_YOUR GOAL:_ For the listing below, give the count of lines containing "size", and no other text.

>>>

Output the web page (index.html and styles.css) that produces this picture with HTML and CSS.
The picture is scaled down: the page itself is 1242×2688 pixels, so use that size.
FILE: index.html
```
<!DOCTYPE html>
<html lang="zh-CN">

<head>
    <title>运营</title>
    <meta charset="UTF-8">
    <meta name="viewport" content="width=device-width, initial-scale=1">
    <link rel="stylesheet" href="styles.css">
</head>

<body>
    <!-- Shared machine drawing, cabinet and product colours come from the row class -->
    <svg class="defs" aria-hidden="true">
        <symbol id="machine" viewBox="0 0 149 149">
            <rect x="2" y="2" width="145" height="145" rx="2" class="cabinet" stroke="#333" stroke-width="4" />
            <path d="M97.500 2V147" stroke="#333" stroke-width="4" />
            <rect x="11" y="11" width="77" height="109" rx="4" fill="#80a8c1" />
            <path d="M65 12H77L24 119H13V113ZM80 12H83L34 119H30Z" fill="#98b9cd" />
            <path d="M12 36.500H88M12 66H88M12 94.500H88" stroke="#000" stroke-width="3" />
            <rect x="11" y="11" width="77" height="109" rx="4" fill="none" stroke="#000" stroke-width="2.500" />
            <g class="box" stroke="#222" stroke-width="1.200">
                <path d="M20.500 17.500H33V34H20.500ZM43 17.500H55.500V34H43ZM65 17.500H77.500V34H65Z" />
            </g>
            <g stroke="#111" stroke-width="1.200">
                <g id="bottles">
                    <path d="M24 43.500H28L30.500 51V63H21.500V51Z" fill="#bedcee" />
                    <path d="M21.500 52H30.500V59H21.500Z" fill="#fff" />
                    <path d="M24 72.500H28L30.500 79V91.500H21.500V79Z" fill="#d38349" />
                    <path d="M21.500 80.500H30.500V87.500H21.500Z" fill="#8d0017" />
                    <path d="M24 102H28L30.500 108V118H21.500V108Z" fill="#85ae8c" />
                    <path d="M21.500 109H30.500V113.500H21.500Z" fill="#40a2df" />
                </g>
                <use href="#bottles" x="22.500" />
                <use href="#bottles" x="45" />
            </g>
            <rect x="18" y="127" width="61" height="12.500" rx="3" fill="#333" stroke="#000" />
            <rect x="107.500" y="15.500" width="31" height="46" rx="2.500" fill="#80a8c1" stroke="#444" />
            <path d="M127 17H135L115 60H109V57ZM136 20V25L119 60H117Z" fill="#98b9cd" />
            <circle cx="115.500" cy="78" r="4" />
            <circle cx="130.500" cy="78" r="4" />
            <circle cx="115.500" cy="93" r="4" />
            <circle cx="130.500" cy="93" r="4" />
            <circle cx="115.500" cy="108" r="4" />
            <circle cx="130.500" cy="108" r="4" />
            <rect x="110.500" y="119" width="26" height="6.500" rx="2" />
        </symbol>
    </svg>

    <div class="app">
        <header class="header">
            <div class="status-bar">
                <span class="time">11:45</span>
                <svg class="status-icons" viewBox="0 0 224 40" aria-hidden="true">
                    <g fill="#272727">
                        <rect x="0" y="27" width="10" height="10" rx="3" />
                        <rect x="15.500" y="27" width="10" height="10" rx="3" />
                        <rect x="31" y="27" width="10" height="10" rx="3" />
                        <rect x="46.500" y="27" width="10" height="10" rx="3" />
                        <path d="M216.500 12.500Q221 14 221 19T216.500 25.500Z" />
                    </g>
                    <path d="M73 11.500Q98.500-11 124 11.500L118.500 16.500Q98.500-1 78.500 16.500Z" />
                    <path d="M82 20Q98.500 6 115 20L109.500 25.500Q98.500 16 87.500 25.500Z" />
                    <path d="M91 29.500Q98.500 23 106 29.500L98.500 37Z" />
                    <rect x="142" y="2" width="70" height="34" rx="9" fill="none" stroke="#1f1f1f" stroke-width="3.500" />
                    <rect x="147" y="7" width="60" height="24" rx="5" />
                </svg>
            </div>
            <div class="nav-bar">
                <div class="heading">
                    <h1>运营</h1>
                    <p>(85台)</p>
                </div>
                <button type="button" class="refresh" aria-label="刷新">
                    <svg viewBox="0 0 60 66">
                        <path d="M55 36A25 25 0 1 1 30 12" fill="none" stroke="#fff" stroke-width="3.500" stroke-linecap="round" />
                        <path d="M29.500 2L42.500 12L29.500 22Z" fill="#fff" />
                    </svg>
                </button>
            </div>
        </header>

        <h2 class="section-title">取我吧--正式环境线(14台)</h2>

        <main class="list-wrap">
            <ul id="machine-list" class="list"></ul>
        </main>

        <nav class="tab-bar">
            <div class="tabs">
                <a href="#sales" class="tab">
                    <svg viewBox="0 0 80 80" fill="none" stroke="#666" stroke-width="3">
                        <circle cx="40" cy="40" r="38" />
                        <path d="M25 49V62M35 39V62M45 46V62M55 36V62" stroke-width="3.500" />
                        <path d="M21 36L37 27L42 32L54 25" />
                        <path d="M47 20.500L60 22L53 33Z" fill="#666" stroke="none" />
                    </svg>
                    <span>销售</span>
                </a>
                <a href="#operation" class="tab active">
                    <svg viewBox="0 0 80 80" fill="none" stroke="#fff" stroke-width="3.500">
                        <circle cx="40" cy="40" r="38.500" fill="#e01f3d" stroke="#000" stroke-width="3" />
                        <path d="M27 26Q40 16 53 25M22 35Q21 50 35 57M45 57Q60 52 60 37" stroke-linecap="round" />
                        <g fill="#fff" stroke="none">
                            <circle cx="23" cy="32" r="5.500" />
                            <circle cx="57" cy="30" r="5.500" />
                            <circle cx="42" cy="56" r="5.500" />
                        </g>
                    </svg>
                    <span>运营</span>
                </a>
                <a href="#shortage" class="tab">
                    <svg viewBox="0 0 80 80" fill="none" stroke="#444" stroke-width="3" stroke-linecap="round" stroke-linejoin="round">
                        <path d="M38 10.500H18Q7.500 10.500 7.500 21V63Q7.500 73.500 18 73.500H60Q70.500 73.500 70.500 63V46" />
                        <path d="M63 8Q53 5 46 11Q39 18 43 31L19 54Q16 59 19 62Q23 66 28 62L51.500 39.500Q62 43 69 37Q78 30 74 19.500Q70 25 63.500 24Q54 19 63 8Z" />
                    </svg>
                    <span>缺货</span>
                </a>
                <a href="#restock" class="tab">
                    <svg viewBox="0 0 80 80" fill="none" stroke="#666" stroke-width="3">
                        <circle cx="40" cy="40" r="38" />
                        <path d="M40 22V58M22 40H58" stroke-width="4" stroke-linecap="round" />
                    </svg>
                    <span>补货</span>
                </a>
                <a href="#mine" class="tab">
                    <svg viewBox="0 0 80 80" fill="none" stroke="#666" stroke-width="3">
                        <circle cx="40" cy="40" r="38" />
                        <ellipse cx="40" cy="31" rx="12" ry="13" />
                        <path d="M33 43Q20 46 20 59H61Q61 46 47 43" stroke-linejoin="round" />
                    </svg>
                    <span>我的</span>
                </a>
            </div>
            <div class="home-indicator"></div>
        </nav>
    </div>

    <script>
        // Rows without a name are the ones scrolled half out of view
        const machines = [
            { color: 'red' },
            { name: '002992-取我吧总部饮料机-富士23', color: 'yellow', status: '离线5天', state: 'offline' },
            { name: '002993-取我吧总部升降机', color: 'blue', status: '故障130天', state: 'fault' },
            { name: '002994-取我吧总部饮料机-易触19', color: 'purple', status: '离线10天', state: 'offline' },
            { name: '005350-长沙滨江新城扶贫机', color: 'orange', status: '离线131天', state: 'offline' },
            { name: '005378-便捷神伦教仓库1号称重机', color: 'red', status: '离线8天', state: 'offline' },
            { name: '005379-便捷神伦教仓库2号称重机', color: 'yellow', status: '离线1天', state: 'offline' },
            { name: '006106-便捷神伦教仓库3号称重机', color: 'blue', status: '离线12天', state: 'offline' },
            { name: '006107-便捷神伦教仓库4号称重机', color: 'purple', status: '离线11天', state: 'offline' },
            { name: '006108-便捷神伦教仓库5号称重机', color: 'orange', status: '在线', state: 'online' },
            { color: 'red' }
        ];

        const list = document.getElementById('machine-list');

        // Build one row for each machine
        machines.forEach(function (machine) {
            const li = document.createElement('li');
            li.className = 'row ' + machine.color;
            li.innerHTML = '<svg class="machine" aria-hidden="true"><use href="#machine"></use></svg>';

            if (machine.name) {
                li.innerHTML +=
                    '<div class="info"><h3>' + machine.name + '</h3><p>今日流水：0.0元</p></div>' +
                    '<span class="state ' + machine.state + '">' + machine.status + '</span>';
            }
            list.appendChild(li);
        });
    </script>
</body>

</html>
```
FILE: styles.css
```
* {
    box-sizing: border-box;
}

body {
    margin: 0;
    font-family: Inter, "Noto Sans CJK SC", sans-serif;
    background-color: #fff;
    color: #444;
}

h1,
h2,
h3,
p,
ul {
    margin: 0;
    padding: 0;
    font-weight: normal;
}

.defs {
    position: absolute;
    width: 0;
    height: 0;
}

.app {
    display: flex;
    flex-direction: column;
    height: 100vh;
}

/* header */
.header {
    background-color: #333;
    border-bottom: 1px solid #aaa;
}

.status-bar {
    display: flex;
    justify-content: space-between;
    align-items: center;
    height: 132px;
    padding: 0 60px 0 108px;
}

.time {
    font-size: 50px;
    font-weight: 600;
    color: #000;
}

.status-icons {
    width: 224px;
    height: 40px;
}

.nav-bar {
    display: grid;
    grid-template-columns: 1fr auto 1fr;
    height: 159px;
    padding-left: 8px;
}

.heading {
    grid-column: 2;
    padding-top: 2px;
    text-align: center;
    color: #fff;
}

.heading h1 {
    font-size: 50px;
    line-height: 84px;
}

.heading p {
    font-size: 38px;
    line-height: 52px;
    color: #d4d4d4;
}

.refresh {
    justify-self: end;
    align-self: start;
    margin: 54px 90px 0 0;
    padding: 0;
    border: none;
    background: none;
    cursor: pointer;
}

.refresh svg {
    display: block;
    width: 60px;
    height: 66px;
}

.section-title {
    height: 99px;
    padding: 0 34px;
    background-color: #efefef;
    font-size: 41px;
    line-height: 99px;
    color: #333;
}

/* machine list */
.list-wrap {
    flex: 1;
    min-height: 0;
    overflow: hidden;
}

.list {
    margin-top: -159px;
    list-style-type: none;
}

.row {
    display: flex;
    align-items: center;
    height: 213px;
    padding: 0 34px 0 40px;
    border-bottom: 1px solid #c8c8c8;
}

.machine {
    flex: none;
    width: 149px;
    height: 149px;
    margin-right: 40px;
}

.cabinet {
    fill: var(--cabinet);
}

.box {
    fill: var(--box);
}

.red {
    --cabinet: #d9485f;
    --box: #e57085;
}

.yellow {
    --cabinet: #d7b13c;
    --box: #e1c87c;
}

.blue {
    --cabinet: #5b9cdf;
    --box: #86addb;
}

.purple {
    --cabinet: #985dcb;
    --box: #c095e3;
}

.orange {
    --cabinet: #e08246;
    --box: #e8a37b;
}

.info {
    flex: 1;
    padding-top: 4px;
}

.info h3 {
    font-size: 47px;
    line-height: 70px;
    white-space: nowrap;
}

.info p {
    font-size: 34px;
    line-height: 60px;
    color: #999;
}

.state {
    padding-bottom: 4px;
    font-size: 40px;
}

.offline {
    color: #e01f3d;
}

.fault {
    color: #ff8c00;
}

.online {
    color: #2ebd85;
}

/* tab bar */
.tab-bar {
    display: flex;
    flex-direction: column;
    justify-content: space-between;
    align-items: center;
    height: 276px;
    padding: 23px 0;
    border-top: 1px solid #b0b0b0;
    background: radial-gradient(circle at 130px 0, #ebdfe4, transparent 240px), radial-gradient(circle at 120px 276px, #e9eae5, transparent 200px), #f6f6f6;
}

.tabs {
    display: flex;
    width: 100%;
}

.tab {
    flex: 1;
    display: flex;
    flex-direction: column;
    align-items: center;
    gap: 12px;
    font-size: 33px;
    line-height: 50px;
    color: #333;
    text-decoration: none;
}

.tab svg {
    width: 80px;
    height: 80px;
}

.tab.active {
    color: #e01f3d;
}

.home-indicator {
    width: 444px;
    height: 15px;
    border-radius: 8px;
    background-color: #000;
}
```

<<<

_OUTPUT BELOW:_ 9